A theoretical study of the disulfide/dithione valence isomerism

Abstract

According to MNDO calculations on 1,2-dithiete (IIIa), 1,2-dithiin (IVa) and 3,4-dimethylene-1,2-dithiane (Va) the closed-ring compounds are thermodynamically more stable than the open-chain compounds whereas the reverse holds for 4-methylene-1,2-dithiole (VIa). Substitution of the exocyclic CH2 group of VIa by O, S, NH, and OH+ stabilizes its cyclic mesoionic structure. The low triplet state energy of VIa and of some derivatives relative to the lowest singlet state energy signalizes the biradicaloid nature of these electronic structures.

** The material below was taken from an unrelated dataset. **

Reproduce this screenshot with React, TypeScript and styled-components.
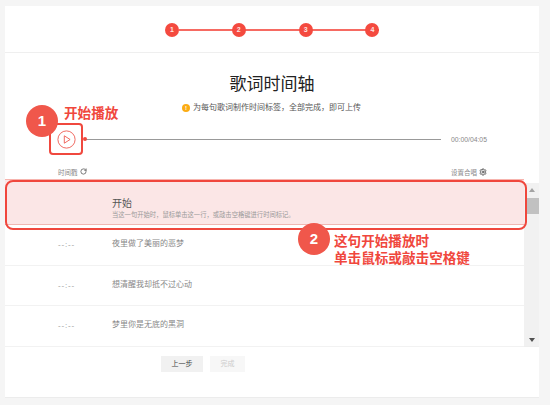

Replacement of hydrogen of the methine groups adjacent to sulfur of III, IV, and VII by CH3, CF3, C6H5, CHO or CN results more or less in stabilization of the cyclic tautomer whereas donor substituents such as NH2, OCH3 or SCH3 act less uniformly but mostly in a destabilizing way. Contrary to former assumptions, there is no indication for a species intermediate between the disulfide and dithione structure that defines the molecular ground state. A relatively low ground state barrier separates the two isomeric structures although thermal isomerization of IIIa belongs to Woodward-Hoffmann forbidden concerted reactions (calculated activation energy for the ring opening of IIIa about 36 kcal/mol). The thermal and photochemical isomerization is discussed in terms of the change of the energy along the reaction path of the closed shell ground state (S0) and lowest energy excited states (S1, T1). The energies are obtained by MNDO, MNDO/2 x 2 CI, MNDO/HE, and MNDO/HE/3 x 3 CI calculations.